Mission d'enquête en Turquie by Emmanuel Leclercq (People's Rights Watch) Tuesday January 02, 2001 at 06:06 PM |
Le 19 décembre dernier, l'armée turque a pris d'assaut les prisons du pays pour mettre fin à la grève de la faim qu'environ 2000 détenus avaient entamée pour protester contre les cellules d'isolement. Suite à ces évènements, l'organisation de défense des droits de l'homme « People's Rights Watch » s'est rendue sur place en mission, afin d'y effectuer une enquête et d'y voir clair.
Le 19 décembre dernier, l’armée turque a pris d’assaut les prisons du pays pour mettre fin à la grève de la faim qu’environ 2000 détenus avaient entamée pour protester contre les cellules d’isolement, les loi antiterroristes et la généralisation de la torture dans le pays. Une partie de ces grévistes de la faim entraient en phase terminale et le pouvoir voulait à tout prix éviter des martyrs. Suite à ces évènements, l’organisation de défense des droits de l’homme « People’s Rights Watch » s’est rendue sur place en mission, afin d’y effectuer une enquête et d’y voir clair. La mission était composée de deux médecins (Anne van Maeckelenbergh et Geert Van Moorter), de trois avocats (Emmanuel Leclercq, Isabelle Wirtz et Martijn Strooij), d’un journaliste (Joris van der Aa) et de deux parlementaires belges attentives aux problèmes des droits de l’homme, Frieda Brepoels (Volksunie) et Leen Laenens (Agalev) ; il y avait également un formidable interprète, Bülent, un jeune Belge d’origine kurde, qui est rapidement devenu notre ami. La mission a d’abord démontré que des personnes de sensibilités politiques différentes, mais animées d’un même antifascisme et d’un véritable souci de défense des droits de l’homme, pouvaient parfaitement collaborer. L’ensemble de la mission n’a fait malheureusement que confirmer les craintes du début ; les atrocités commises sont encore pires que ce qu’on pouvait penser et les perspectives de voir la Turquie se démocratiser en vue d’une adhésion à l’Europe sont totalement inexistantes.
L’enquête faite sur place par la délégation a été menée avec la plus grande rigueur possible, dans un souci d’objectivité, et dans le refus d’affirmer par la suite des choses qui n’auraient pas été directement recueillies auprès de témoins. Pour que l’enquête soit contradictoire, la délégation avait demandé, à plusieurs reprises, de pouvoir rencontrer le ministre de la justice, le ministre des affaires étrangères et le ministre de l’intérieur de Turquie.
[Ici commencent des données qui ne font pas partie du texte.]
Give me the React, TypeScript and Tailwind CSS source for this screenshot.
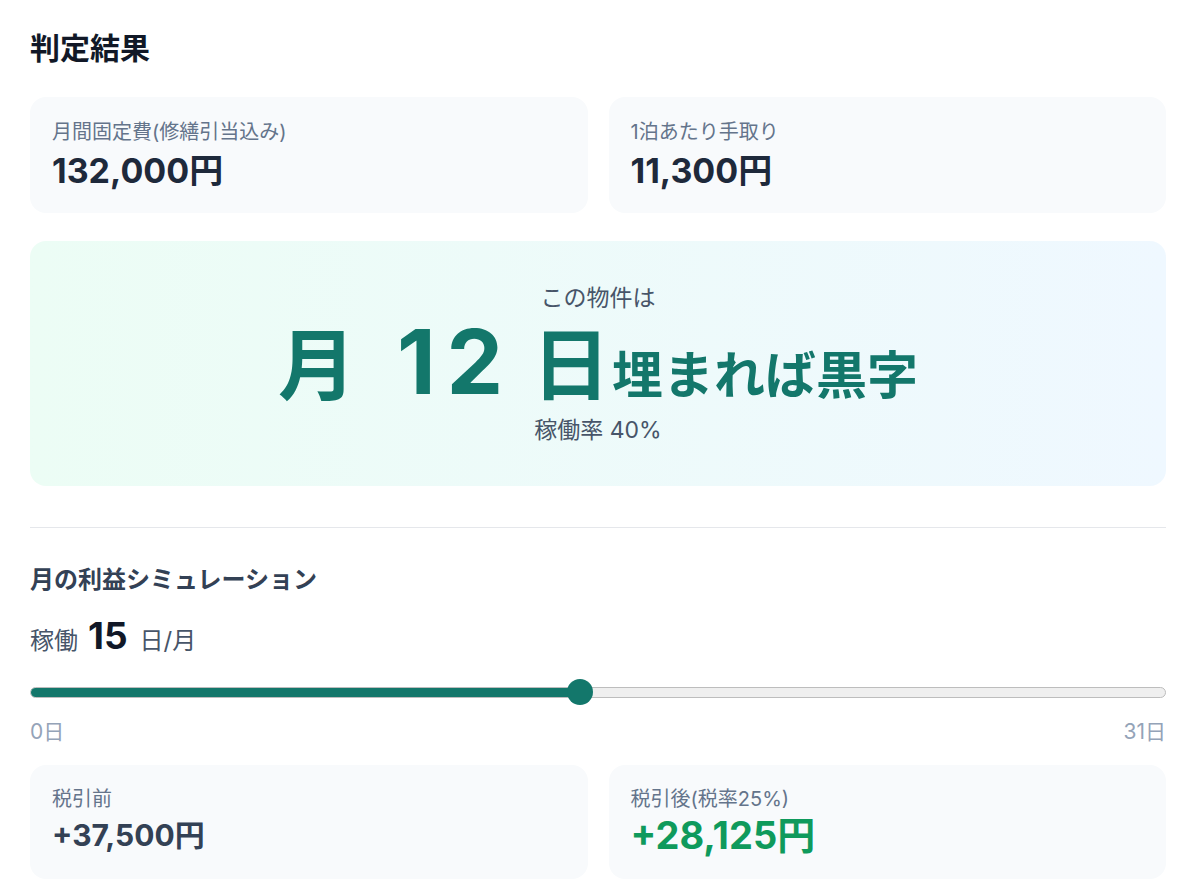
import React from "react";

const font = { fontFamily: 'Inter, "Noto Sans CJK JP", "Noto Sans", sans-serif' };

function StatCard({
    label,
    value,
    valueClass,
    labelPad = "pt-[21px]",
}: {
    label: string;
    value: string;
    valueClass: string;
    labelPad?: string;
}) {
    return (
        <div className={`flex-1 rounded-2xl bg-[#f8fafc] px-[22px] pb-[22px] ${labelPad}`}>
            <div className="text-[20px] leading-7 text-[#64748b]">{label}</div>
            <div className={`font-bold ${valueClass}`}>{value}</div>
        </div>
    );
}

export default function App() {
    const days = 15;
    const max = 31;
    const pct = (days / max) * 100;

    return (
        <div className="min-h-[896px] w-[1200px] bg-white pl-[30px] pr-[34px] pt-[28px]" style={font}>
            <h1 className="text-[30px] font-bold leading-10 text-[#111827]">判定結果</h1>

            {/* Summary cards */}
            <div className="mt-[29px] flex gap-[21px]">
                <StatCard label="月間固定費(修繕引当込み)" value="132,000円" valueClass="mt-[5px] text-[34px] leading-10 text-[#1e293b]" />
                <StatCard label="1泊あたり手取り" value="11,300円" valueClass="mt-[5px] text-[34px] leading-10 text-[#1e293b]" />
            </div>

            {/* Break-even panel */}
            <div className="mt-[28px] flex flex-col items-center rounded-2xl bg-gradient-to-r from-[#ecfdf5] to-[#eff8ff] pt-[41px] pb-[40px]">
                <div className="text-[23px] leading-8 text-[#475569]">この物件は</div>
                <div className="mt-[3px] flex items-baseline text-[#13776b]">
                    <span className="text-[78px] font-bold leading-none">月</span>
                    <span className="ml-[41px] text-[90px] font-bold leading-none tracking-[0.12em]">12</span>
                    <span className="ml-[18px] text-[78px] font-bold leading-none">日</span>
                    <span className="ml-[2px] text-[51px] font-bold leading-none">埋まれば黒字</span>
                </div>
                <div className="mt-[7px] text-[23px] leading-8 text-[#475569]">稼働率 40%</div>
            </div>

            <div className="mt-[41px] h-px bg-[#e5e7eb]" />

            {/* Simulation */}
            <h2 className="mt-[36px] text-[24px] font-bold leading-8 text-[#334155]">月の利益シミュレーション</h2>
            <div className="mt-[20px] flex items-baseline leading-10 text-[#475569]">
                <span className="text-[24px]">稼働</span>
                <span className="ml-[10px] text-[37px] font-bold text-[#111827]">{days}</span>
                <span className="ml-[12px] text-[24px]">日/月</span>
            </div>

            <div className="relative mt-[19px] flex h-6 items-center">
                <div className="relative h-[11px] w-full overflow-hidden rounded-full border border-[#bdbdbd] bg-[#efefef]">
                    <div className="absolute inset-y-[-1px] left-0 bg-[#13776b]" style={{ width: `${pct}%` }} />
                </div>
                <div
                    className="absolute top-[-1px] h-[26px] w-[26px] -translate-x-1/2 rounded-full bg-[#13776b]"
                    style={{ left: `${pct}%` }}
                />
            </div>
            <div className="mt-[14px] flex justify-between text-[21px] leading-7 text-[#94a3b8]">
                <span>0日</span>
                <span>31日</span>
            </div>

            <div className="mt-[19px] flex gap-[21px]">
                <StatCard label="税引前" value="+37,500円" labelPad="pt-[20px]" valueClass="text-[30px] leading-[44px] text-[#334155]" />
                <StatCard label="税引後(税率25%)" value="+28,125円" labelPad="pt-[20px]" valueClass="text-[38px] leading-[44px] text-[#0f9a5c]" />
            </div>
        </div>
    );
}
Aucune réponse n’a été donnée à cette demande et la délégation n’a pu rencontrer aucun officiel, malgré le soutien apporté en ce sens à la délégation par le ministre belge des affaires étrangères, Louis Michel, mal relayé, il faut le souligner, par le consulat de Belgique à Istanbul, qui s’est montré parfaitement indifférent au problème.
Nous avons rencontré sur place d’anciens détenus qui venaient de sortir de prison et avaient assisté directement aux évènements ; les familles des autres détenus ; les responsables de l’Institut des Droits de l’Homme d’Istanbul ; les avocats de certains des détenus ; un groupe d’architectes et d’ingénieurs auxquels le gouvernement turc avait demandé une étude sur les cellules d’isolement et qui ont rendu des conclusions totalement défavorables ; l’avocat Zeki Rüzgar, qui a été lui-même détenu pour avoir simplement défendu des révolutionnaires et des Kurdes ; enfin, une jeune sociologue qui venait de sortir de prison, où elle avait passé deux ans et demi à cause d’une enquête qu’elle avait osé entreprendre sur la guerre au Kurdistan.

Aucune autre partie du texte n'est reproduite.